School in Mudgeeraba, Queensland, Australia

Somerset College is an independent, non-denominational Christian day school located in Mudgeeraba, Queensland, Australia. Established in 1983, the college has a non-selective enrolment policy and caters for approximately 1480 students from Pre-Prep to Year 12. Originally constructed in rural farmland in the Gold Coast hinterland, the countryside surrounding the campus has undergone significant urban development since the school's foundation.

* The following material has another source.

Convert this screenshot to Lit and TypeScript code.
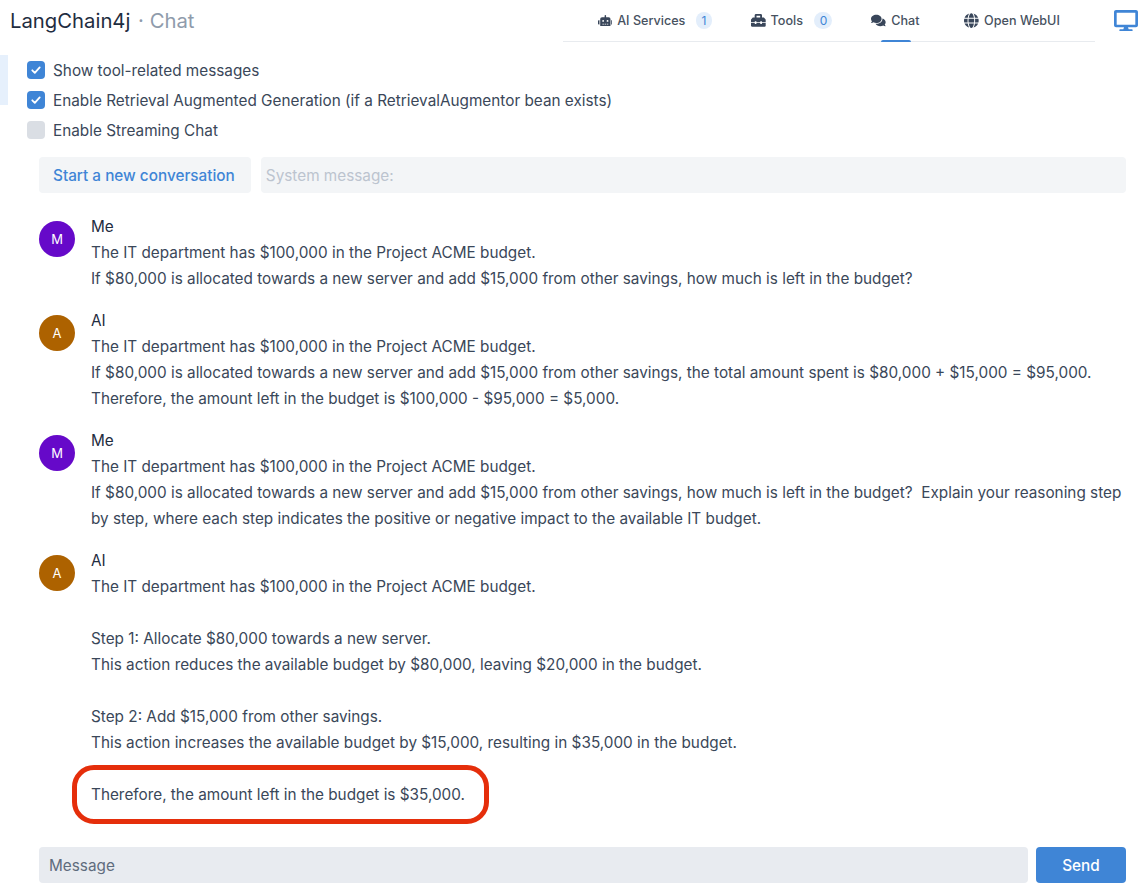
import { LitElement, html, css, svg } from "lit";
import { customElement } from "lit/decorators.js";

const ICONS: Record<string, { vb: string; d: string }> = {
  robot: { vb: "0 0 640 512", d: "M32,224H64V416H32A31.96166,31.96166,0,0,1,0,384V256A31.96166,31.96166,0,0,1,32,224Zm512-48V448a64.06328,64.06328,0,0,1-64,64H160a64.06328,64.06328,0,0,1-64-64V176a79.974,79.974,0,0,1,80-80H288V32a32,32,0,0,1,64,0V96H464A79.974,79.974,0,0,1,544,176ZM264,256a40,40,0,1,0-40,40A39.997,39.997,0,0,0,264,256Zm-8,128H192v32h64Zm96,0H288v32h64ZM456,256a40,40,0,1,0-40,40A39.997,39.997,0,0,0,456,256Zm-8,128H384v32h64ZM640,256V384a31.96166,31.96166,0,0,1-32,32H576V224h32A31.96166,31.96166,0,0,1,640,256Z" },
  toolbox: { vb: "0 0 512 512", d: "M502.63 214.63l-45.25-45.25c-6-6-14.14-9.37-22.63-9.37H384V80c0-26.51-21.49-48-48-48H176c-26.51 0-48 21.49-48 48v80H77.25c-8.49 0-16.62 3.37-22.63 9.37L9.37 214.63c-6 6-9.37 14.14-9.37 22.63V320h128v-16c0-8.84 7.16-16 16-16h32c8.84 0 16 7.16 16 16v16h128v-16c0-8.84 7.16-16 16-16h32c8.84 0 16 7.16 16 16v16h128v-82.75c0-8.48-3.37-16.62-9.37-22.62zM320 160H192V96h128v64zm64 208c0 8.84-7.16 16-16 16h-32c-8.84 0-16-7.16-16-16v-16H192v16c0 8.84-7.16 16-16 16h-32c-8.84 0-16-7.16-16-16v-16H0v96c0 17.67 14.33 32 32 32h448c17.67 0 32-14.33 32-32v-96H384v16z" },
  comments: { vb: "0 0 576 512", d: "M416 192c0-88.4-93.1-160-208-160S0 103.6 0 192c0 34.3 14.1 65.9 38 92-13.4 30.2-35.5 54.2-35.8 54.5-2.2 2.3-2.8 5.7-1.5 8.7S4.8 352 8 352c36.6 0 66.9-12.3 88.7-25 32.2 15.7 70.3 25 111.3 25 114.9 0 208-71.6 208-160zm122 220c23.9-26 38-57.7 38-92 0-66.9-53.5-124.2-129.3-148.1.9 6.6 1.3 13.3 1.3 20.1 0 105.9-107.7 192-240 192-10.8 0-21.3-.8-31.7-1.9C207.8 439.6 281.8 480 368 480c41 0 79.1-9.2 111.3-25 21.8 12.7 52.1 25 88.7 25 3.2 0 6.1-1.9 7.3-4.8 1.3-2.9.7-6.3-1.5-8.7-.3-.3-22.4-24.2-35.8-54.5z" },
  globe: { vb: "0 0 496 512", d: "M336.5 160C322 70.7 287.8 8 248 8s-74 62.7-88.5 152h177zM152 256c0 22.2 1.2 43.5 3.3 64h185.3c2.1-20.5 3.3-41.8 3.3-64s-1.2-43.5-3.3-64H155.3c-2.1 20.5-3.3 41.8-3.3 64zm324.7-96c-28.6-67.9-86.5-120.4-158-141.6 24.4 33.8 41.2 84.7 50 141.6h108zM177.2 18.4C105.8 39.6 47.8 92.1 19.3 160h108c8.7-56.9 25.5-107.8 49.9-141.6zM487.4 192H372.7c2.1 21 3.3 42.5 3.3 64s-1.2 43-3.3 64h114.6c5.5-20.5 8.6-41.8 8.6-64s-3.1-43.5-8.5-64zM120 256c0-21.5 1.2-43 3.3-64H8.6C3.2 212.5 0 233.8 0 256s3.2 43.5 8.6 64h114.6c-2-21-3.2-42.5-3.2-64zm39.5 96c14.5 89.3 48.7 152 88.5 152s74-62.7 88.5-152h-177zm159.3 141.6c71.4-21.2 129.4-73.7 158-141.6h-108c-8.8 56.9-25.6 107.8-50 141.6zM19.3 352c28.6 67.9 86.5 120.4 158 141.6-24.4-33.8-41.2-84.7-50-141.6h-108z" },
  desktop: { vb: "0 0 576 512", d: "M528 0H48C21.5 0 0 21.5 0 48v320c0 26.5 21.5 48 48 48h192l-16 48h-72c-13.3 0-24 10.7-24 24s10.7 24 24 24h272c13.3 0 24-10.7 24-24s-10.7-24-24-24h-72l-16-48h192c26.5 0 48-21.5 48-48V48c0-26.5-21.5-48-48-48zm-16 352H64V64h448v288z" },
};

const icon = (name: string, cls = "icon") => {
  const i = ICONS[name];
  return html`<svg class=${cls} viewBox=${i.vb} fill="currentColor" aria-hidden="true">${svg`<path d=${i.d}></path>`}</svg>`;
};

type Line = string | { text: string; mark: boolean };
interface Msg { who: "Me" | "AI"; lines: Line[]; }

const Q1 = "If $80,000 is allocated towards a new server and add $15,000 from other savings, how much is left in the budget?";
const INTRO = "The IT department has $100,000 in the Project ACME budget.";

const MESSAGES: Msg[] = [
  { who: "Me", lines: [INTRO, Q1] },
  { who: "AI", lines: [
    INTRO,
    "If $80,000 is allocated towards a new server and add $15,000 from other savings, the total amount spent is $80,000 + $15,000 = $95,000.",
    "Therefore, the amount left in the budget is $100,000 - $95,000 = $5,000.",
  ] },
  { who: "Me", lines: [
    INTRO,
    Q1 + "\u00a0 Explain your reasoning step by step, where each step indicates the positive or negative impact to the available IT budget.",
  ] },
  { who: "AI", lines: [
    INTRO, "",
    "Step 1: Allocate $80,000 towards a new server.",
    "This action reduces the available budget by $80,000, leaving $20,000 in the budget.", "",
    "Step 2: Add $15,000 from other savings.",
    "This action increases the available budget by $15,000, resulting in $35,000 in the budget.", "",
    { text: "Therefore, the amount left in the budget is $35,000.", mark: true },
  ] },
];

@customElement("app-root")
export class AppRoot extends LitElement {
  static styles = css`
    :host {
      display: flex; flex-direction: column; height: 892px; overflow: hidden; background: #fff;
      font-family: Inter, "Liberation Sans", sans-serif; font-size: 15.32px; line-height: 26px; color: #3a4759;
    }
    .header { display: flex; height: 42px; flex: none; }
    .title { width: 563px; flex: none; padding-left: 10px; box-sizing: border-box; font-size: 20.3px; line-height: 42px; color: #1f2d3f; white-space: nowrap; }
    .title .sub { color: #8f9bab; margin-left: 2px; }
    .nav { width: 532px; flex: none; height: 42px; box-sizing: border-box; padding-left: 15px; border-bottom: 1px solid #e8ebef; display: flex; font-size: 12.6px; font-weight: 500; color: #47525f; }
    .tab { position: relative; display: flex; align-items: center; padding: 0 19.5px; height: 41px; white-space: nowrap; }
    .tab .icon { width: 14.7px; height: auto; margin-right: 5px; color: #39465a; flex: none; }
    .badge { margin-left: 10.5px; min-width: 16px; height: 17px; line-height: 17px; padding: 0 1px; box-sizing: border-box; border-radius: 9px; background: #e3eefb; color: #3f85d6; font-weight: 400; font-size: 12px; text-align: center; }
    .badge.wide { min-width: 18px; margin-left: 11.5px; }
    .tab.active { margin-right: 6px; }
    .tab.active::after { content: ""; position: absolute; left: 29.5px; bottom: -1px; width: 30px; height: 2px; border-radius: 2px 2px 0 0; background: #3f85d6; }
    .monitor { color: #3f85d6; width: 24px; height: 21.3px; margin: 9.5px 0 0 19px; flex: none; }
    .settings { display: flex; margin-top: 13px; flex: none; }
    .bar { width: 8px; height: 50px; background: #e6f0fc; flex: none; }
    .checks { margin-left: 19px; }
    .check { display: flex; align-items: center; height: 30px; gap: 8px; white-space: nowrap; }
    .label { padding-top: 2px; }
    .box { width: 18px; height: 18px; border-radius: 4px; background: #dadee4; display: flex; align-items: center; justify-content: center; }
    .box.on { background: #3f85d6; }
    .box svg { width: 12px; height: 12px; }
    .actions { display: flex; gap: 10px; margin: 12px 18px 0 39px; flex: none; }
    .new { height: 36px; padding: 0 16px 0 14px; border-radius: 4px; background: #f3f5f7; color: #3f85d6; font-weight: 500; line-height: 38px; white-space: nowrap; }
    .system { flex: 1; height: 36px; padding: 0 5px; border-radius: 4px; background: #f3f5f7; color: #bcc4cf; line-height: 38px; }
    .list { flex: 1; min-height: 0; display: flex; flex-direction: column; gap: 16px; margin: 21px 18px 0 39px; }
    .msg { display: flex; gap: 16px; }
    .avatar { flex: none; width: 36px; height: 36px; margin-top: 7px; border-radius: 50%; color: #fff; font-size: 13px; font-weight: 400; line-height: 36px; text-align: center; }
    .avatar.me { background: #6609c9; }
    .avatar.ai { background: #ad6200; }
    .name { color: #1f2d3f; }
    .line { min-height: 26px; }
    .mark { position: relative; }
    .mark::after { content: ""; position: absolute; left: -19px; top: -17px; width: 417px; height: 59px; box-sizing: border-box; border: 5px solid #e52e0b; border-radius: 22px; }
    .footer { display: flex; gap: 8px; margin: 0 18px 9px 39px; flex: none; }
    .input { flex: 1; height: 36px; padding: 0 10px; border-radius: 4px; background: #e8ebf0; color: #5f6c7d; line-height: 38px; }
    .send { width: 90px; height: 36px; border-radius: 4px; background: #3f85d6; color: #fff; font-weight: 500; line-height: 38px; text-align: center; }
  `;

  private box(on: boolean) {
    return html`<span class="box ${on ? "on" : ""}">${on
      ? html`<svg viewBox="0 0 12 12" fill="none" stroke="#fff" stroke-width="1.8" stroke-linecap="round" stroke-linejoin="round"><path d="M2.3 6.3 4.8 8.8 9.7 3.4"></path></svg>`
      : ""}</span>`;
  }

  render() {
    return html`
      <div class="header">
        <div class="title">LangChain4j <span class="sub">· Chat</span></div>
        <nav class="nav">
          <div class="tab">${icon("robot")}AI Services<span class="badge">1</span></div>
          <div class="tab">${icon("toolbox")}Tools<span class="badge wide">0</span></div>
          <div class="tab active">${icon("comments")}Chat</div>
          <div class="tab">${icon("globe")}Open WebUI</div>
        </nav>
        ${icon("desktop", "monitor")}
      </div>
      <div class="settings">
        <div class="bar"></div>
        <div class="checks">
          <div class="check">${this.box(true)}<span class="label">Show tool-related messages</span></div>
          <div class="check">${this.box(true)}<span class="label">Enable Retrieval Augmented Generation (if a RetrievalAugmentor bean exists)</span></div>
          <div class="check">${this.box(false)}<span class="label">Enable Streaming Chat</span></div>
        </div>
      </div>
      <div class="actions">
        <div class="new">Start a new conversation</div>
        <div class="system">System message:</div>
      </div>
      <div class="list">
        ${MESSAGES.map((m) => html`
          <div class="msg">
            <div class="avatar ${m.who === "Me" ? "me" : "ai"}">${m.who === "Me" ? "M" : "A"}</div>
            <div>
              <div class="name">${m.who}</div>
              ${m.lines.map((l) => typeof l === "string"
                ? html`<div class="line">${l}</div>`
                : html`<div class="line mark">${l.text}</div>`)}
            </div>
          </div>`)}
      </div>
      <div class="footer">
        <div class="input">Message</div>
        <div class="send">Send</div>
      </div>
    `;
  }
}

The college is particularly noted for its academic excellence, rating highly in state and national rankings. Since 1997, Somerset is one of only two Queensland schools where the most common OP score among students has been 1. In 2014, 56.2% of its Year 12 students achieved an OP 1–5, the second highest percentage of any graduating class in Queensland. The college has also offered the IB Diploma for students since 1999. The Celebration of Literature, Australia's largest writers festival for children and young adults, is hosted by the college every March.

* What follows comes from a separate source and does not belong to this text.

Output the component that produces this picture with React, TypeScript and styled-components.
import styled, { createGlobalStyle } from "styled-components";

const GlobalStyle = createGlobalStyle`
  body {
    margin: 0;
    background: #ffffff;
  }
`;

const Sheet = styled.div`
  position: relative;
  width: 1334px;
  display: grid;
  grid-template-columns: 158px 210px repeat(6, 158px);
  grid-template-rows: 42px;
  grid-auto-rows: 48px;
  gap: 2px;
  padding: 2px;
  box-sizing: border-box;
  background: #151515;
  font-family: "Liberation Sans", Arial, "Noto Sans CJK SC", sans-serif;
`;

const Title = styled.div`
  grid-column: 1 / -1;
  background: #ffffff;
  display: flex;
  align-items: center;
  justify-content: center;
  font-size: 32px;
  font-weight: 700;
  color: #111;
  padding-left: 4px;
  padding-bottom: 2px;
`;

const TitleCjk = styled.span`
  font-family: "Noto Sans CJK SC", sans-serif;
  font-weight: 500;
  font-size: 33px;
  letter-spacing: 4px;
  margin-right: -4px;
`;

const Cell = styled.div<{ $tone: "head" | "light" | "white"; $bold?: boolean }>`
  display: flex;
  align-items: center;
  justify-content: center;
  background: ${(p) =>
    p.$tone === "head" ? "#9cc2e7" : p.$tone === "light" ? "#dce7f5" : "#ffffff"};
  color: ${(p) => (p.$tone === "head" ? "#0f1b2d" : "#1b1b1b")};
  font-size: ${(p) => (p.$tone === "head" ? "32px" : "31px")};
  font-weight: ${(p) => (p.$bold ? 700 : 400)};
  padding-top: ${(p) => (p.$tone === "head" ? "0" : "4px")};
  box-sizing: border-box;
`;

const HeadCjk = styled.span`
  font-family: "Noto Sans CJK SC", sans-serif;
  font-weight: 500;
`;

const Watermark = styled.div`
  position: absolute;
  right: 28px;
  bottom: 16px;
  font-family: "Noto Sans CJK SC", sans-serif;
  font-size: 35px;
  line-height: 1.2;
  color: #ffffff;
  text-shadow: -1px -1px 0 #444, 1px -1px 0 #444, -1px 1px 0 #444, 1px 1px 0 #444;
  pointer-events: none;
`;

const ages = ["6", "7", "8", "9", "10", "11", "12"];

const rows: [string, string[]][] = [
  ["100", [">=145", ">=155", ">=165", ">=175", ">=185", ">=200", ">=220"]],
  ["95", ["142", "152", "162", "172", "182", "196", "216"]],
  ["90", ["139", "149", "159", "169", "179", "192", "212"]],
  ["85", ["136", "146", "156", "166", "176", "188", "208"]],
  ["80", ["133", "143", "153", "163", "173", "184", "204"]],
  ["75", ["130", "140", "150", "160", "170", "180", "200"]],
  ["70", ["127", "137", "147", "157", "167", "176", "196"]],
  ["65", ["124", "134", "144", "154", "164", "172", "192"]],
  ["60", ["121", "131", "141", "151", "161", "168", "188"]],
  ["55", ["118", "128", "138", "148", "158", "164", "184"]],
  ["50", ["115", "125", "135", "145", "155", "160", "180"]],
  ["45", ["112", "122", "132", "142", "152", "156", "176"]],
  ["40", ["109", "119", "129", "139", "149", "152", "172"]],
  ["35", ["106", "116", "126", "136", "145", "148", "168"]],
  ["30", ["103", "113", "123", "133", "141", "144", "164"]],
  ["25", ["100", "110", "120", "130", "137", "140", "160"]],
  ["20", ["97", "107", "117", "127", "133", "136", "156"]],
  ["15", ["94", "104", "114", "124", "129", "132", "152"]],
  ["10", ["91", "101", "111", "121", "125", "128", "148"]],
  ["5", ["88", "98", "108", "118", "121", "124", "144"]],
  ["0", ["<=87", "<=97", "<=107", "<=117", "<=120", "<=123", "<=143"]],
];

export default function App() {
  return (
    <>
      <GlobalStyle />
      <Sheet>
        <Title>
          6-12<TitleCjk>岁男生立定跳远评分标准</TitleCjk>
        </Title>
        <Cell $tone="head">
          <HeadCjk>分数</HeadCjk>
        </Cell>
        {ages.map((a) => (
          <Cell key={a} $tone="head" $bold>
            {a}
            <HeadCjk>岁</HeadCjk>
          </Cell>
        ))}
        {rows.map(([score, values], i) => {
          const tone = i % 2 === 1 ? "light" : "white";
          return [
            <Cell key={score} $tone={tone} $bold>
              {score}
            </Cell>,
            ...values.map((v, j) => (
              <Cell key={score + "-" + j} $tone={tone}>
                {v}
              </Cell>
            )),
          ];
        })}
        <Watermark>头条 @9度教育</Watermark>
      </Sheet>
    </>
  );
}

Somerset is affiliated with the Independent Primary School Heads of Australia (IPSHA), the Association of Heads of Independent Schools of Australia (AHISA), Independent Schools Queensland (ISQ) and is a founding member of the Associated Private Schools of Queensland (APS).

== History ==

Somerset College was officially opened on 16 October 1983 by Queensland Premier Joh Bjelke-Petersen. Its name is based on the fact the school is located on Somerset Drive, on a location formerly used for dairy farming . Its logo features a Moreton Bay fig tree, which has been on the campus since the school's foundation.

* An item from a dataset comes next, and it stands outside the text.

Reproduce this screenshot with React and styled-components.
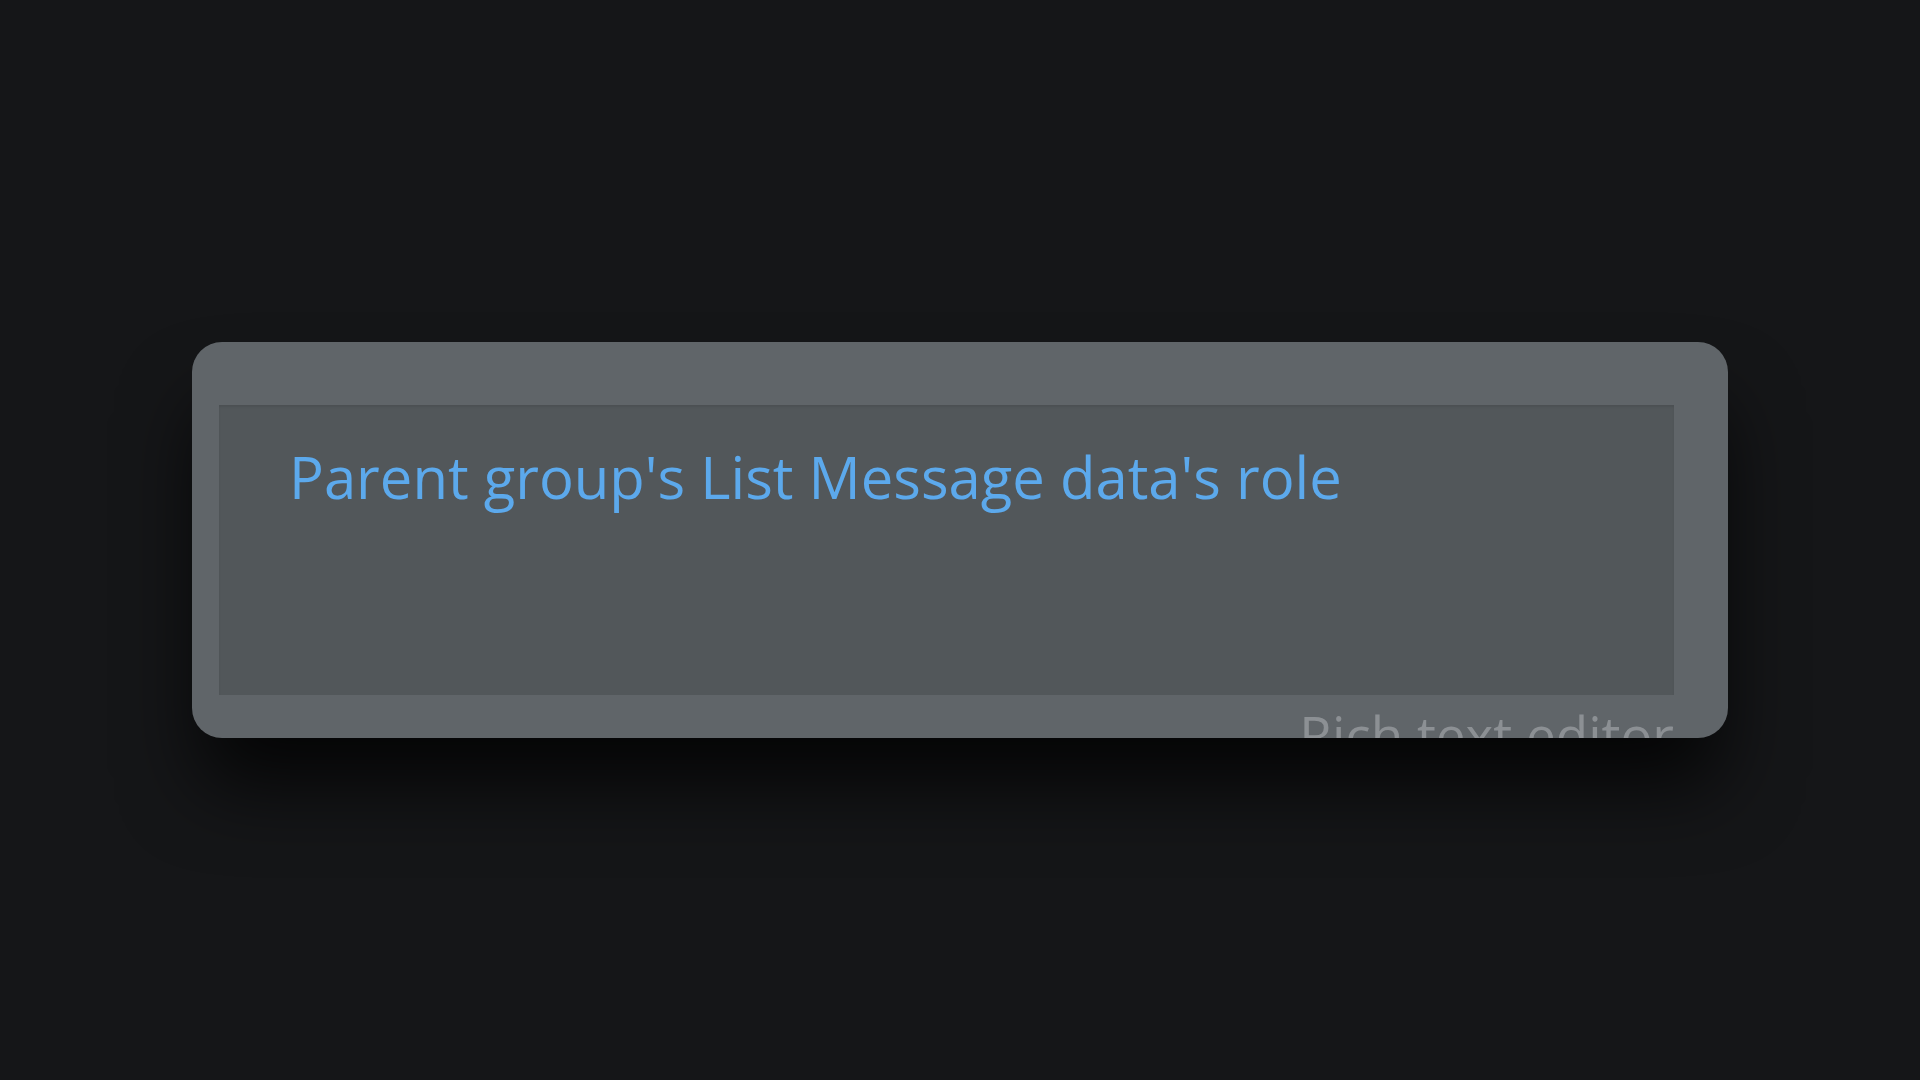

The school's founding principal was Clifford Rodney (Rod) Wells. In 1980, Wells moved to the Gold Coast from Sydney with his wife, singer Roslyn (Dunbar) Wells, and obtained farmland belonging to property developer John Jenkins for a $1 deposit. For 12 months, Wells conducted feasibility studies, had meetings with the Queensland Education Department and held public meetings to establish financial, educational and community support. In 1981, a small group was formed as the first steering committee.

The first buildings opened on 27 January 1983 with 158 students in classes from Year 1 to Year 8. Staff, parents and students helped with the landscaping and laying of turf. The Latin phrase "Deo Confidimus" ("In God, we trust") was chosen as the school motto.

By term four of 1983, enrolments had already grown to 248, of which 189 were in the Junior School. This rapid growth proved the need for independent schools on the Gold Coast and secured the college's future.

Building projects continued well into the late 1980s. In 1986 Barry Arnison OAM, a foundation staff member and deputy headmaster, was appointed headmaster. He oversaw the first graduating class of Year 12 students in 1987 as well as most of the buildings and facilities that stand today including the Arnison Building named in his honour.

Upon Arnison's retirement, Craig Bassingthwaighte was appointed headmaster in 2009. In 2015, the first Pre-Prep students were admitted into the college. New building developments include the Early Learning Precinct (opened 2009), the Knowledge and Information Precinct (opened 2012), the Student Services Hub for the Senior School (opened 2014) and the new athletic facilities, including a gym, indoor hardwood floor courts, outdoor volleyball courts, a ten-lane 400m athletics track as well as new grandstands and clubhouses for the existing pool and tennis complex. Following, Bassingthwaighte’s retirement in 2024, Chris Ivey was appointed headmaster, commencing 2025.

== H_{2}O: Just Add Water ==
The school was also used to record the television serial: : Just Add Water, on behalf of Jonathan M. Shiff Productions. According to the television series, it is the official school of the four protagonists: Emma, Rikki, Cleo and Bella. As well as the school of the other protagonists.

The school was used for all three seasons.

==Structure==

The school is divided into the Junior School (Pre Prep–Year 6) and the Senior School (Years 7–12). Both have their separate administration centres with their respective heads being the Head of Junior School and Head of Senior School.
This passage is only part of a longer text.